• SHORT EXERCISE
Locate each line holding the string "this" and copy it.

• SUPPLIED MATERIAL

__________________________________________________

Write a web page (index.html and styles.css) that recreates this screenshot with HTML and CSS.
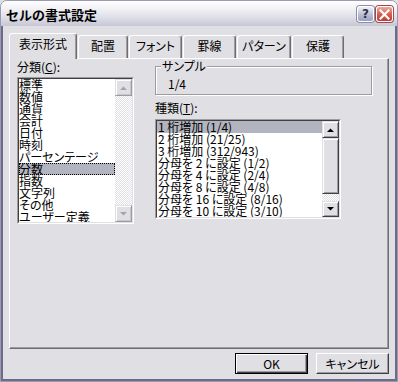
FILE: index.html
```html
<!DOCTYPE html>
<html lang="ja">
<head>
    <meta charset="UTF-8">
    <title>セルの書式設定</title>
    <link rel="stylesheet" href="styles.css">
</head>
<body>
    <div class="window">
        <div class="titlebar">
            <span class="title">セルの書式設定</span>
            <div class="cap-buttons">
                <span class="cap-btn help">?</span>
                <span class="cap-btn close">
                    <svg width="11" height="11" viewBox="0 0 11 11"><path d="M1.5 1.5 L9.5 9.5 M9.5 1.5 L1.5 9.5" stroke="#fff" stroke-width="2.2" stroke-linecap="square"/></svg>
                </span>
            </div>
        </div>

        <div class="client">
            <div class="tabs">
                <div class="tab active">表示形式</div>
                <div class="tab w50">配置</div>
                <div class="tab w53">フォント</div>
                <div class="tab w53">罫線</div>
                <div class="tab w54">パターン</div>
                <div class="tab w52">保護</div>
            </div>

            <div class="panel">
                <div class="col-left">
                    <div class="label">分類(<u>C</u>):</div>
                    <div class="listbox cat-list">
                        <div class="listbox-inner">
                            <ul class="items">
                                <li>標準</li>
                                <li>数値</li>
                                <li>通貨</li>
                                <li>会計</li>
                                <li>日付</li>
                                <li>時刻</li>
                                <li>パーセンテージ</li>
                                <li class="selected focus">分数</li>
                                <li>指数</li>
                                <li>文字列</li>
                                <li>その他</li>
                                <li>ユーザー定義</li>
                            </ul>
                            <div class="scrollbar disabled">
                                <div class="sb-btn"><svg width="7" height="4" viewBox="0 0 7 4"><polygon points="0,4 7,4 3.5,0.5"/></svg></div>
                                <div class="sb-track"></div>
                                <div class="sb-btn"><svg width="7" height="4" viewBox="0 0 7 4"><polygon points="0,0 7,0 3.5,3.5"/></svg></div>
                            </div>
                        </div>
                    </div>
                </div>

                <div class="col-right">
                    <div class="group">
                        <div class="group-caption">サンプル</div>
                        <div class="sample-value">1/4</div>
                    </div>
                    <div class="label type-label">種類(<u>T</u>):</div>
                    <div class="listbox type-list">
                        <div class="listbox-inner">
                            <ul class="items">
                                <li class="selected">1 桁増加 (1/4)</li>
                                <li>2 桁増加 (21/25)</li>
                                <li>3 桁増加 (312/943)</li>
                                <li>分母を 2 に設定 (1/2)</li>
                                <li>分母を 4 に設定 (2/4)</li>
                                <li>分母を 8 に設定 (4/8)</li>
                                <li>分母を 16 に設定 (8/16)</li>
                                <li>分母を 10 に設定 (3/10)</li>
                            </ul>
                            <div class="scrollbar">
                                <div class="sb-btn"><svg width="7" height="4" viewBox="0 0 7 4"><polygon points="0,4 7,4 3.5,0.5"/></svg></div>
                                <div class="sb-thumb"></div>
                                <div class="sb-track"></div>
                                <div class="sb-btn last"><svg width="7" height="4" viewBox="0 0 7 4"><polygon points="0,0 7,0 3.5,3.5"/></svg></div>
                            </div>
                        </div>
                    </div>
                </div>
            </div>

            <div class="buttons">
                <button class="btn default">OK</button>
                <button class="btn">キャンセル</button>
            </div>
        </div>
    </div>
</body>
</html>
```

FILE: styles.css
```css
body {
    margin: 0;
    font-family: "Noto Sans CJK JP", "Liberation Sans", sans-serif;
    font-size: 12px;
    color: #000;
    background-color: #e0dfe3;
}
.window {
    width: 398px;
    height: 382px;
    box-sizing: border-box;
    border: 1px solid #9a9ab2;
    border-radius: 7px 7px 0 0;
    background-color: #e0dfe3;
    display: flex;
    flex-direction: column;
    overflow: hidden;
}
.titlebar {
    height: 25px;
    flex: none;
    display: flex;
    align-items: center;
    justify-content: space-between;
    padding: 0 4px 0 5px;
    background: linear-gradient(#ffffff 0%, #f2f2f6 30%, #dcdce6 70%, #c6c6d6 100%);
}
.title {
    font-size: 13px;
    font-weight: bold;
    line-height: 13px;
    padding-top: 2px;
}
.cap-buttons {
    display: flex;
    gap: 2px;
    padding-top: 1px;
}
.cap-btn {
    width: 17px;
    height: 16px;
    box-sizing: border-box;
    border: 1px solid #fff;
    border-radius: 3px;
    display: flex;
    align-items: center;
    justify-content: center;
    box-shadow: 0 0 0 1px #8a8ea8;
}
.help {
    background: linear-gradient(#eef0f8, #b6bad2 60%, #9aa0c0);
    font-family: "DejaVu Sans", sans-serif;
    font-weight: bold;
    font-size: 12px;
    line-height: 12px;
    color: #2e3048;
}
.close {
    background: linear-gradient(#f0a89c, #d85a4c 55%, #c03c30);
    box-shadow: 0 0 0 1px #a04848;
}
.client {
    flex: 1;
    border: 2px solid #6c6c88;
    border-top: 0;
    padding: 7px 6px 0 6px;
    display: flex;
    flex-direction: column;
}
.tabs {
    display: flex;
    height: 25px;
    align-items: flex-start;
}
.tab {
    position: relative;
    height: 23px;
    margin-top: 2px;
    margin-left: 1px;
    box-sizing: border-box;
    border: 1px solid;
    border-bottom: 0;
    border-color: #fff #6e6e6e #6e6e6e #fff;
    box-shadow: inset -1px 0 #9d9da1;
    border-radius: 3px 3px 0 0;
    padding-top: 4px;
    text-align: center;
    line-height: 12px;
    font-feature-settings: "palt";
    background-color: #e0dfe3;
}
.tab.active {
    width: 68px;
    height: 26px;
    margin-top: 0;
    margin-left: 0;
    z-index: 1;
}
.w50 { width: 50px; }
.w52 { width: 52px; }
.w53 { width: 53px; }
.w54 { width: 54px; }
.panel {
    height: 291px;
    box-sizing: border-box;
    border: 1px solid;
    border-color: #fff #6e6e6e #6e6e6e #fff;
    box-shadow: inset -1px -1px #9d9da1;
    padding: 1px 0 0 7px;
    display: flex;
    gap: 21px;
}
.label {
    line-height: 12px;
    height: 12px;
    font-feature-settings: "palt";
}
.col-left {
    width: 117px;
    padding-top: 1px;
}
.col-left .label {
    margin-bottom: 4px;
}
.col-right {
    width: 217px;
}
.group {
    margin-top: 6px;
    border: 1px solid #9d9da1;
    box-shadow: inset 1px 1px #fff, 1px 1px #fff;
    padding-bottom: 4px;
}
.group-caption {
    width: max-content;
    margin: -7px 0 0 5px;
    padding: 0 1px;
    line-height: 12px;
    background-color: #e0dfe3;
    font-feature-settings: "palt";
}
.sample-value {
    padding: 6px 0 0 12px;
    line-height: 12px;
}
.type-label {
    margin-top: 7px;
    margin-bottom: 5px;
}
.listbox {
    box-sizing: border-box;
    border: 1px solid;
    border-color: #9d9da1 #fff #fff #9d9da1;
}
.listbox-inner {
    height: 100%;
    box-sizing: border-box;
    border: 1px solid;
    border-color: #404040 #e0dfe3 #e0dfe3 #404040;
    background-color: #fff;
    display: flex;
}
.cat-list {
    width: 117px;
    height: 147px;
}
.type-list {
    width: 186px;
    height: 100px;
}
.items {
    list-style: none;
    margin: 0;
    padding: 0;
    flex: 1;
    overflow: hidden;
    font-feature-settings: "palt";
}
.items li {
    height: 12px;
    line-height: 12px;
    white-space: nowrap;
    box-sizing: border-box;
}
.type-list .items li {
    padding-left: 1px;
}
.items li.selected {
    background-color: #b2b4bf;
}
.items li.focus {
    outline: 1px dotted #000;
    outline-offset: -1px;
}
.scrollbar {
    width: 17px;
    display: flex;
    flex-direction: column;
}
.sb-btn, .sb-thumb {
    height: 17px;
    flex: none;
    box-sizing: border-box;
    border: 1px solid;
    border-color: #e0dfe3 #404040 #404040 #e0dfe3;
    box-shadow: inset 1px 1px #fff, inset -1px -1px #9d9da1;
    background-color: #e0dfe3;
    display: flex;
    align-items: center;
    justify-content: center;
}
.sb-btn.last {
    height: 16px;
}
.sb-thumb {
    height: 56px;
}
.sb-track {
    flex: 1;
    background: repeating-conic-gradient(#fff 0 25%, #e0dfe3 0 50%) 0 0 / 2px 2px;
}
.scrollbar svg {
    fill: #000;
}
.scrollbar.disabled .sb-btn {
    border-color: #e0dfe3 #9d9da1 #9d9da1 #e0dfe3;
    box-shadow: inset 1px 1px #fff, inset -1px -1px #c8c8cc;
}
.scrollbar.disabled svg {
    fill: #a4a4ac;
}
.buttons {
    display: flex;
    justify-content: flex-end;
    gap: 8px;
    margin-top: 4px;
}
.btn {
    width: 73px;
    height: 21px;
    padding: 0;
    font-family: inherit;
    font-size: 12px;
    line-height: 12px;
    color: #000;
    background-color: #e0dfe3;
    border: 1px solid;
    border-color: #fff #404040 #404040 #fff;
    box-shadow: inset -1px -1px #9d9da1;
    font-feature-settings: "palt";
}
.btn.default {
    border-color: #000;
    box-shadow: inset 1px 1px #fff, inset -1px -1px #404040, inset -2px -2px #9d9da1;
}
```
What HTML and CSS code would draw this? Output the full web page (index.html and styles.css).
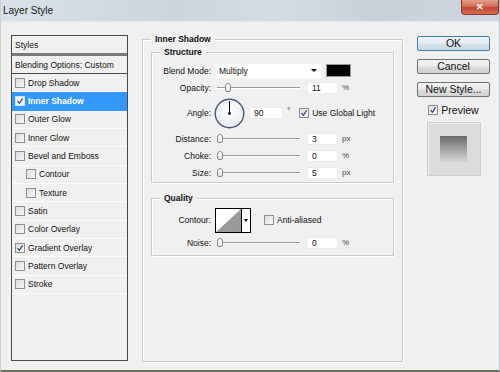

__________________________________________________

• EXPECTED ANSWER
Write a web page (index.html and styles.css) that recreates this screenshot with HTML and CSS.
What HTML and CSS code would draw this? Output the full web page (index.html and styles.css).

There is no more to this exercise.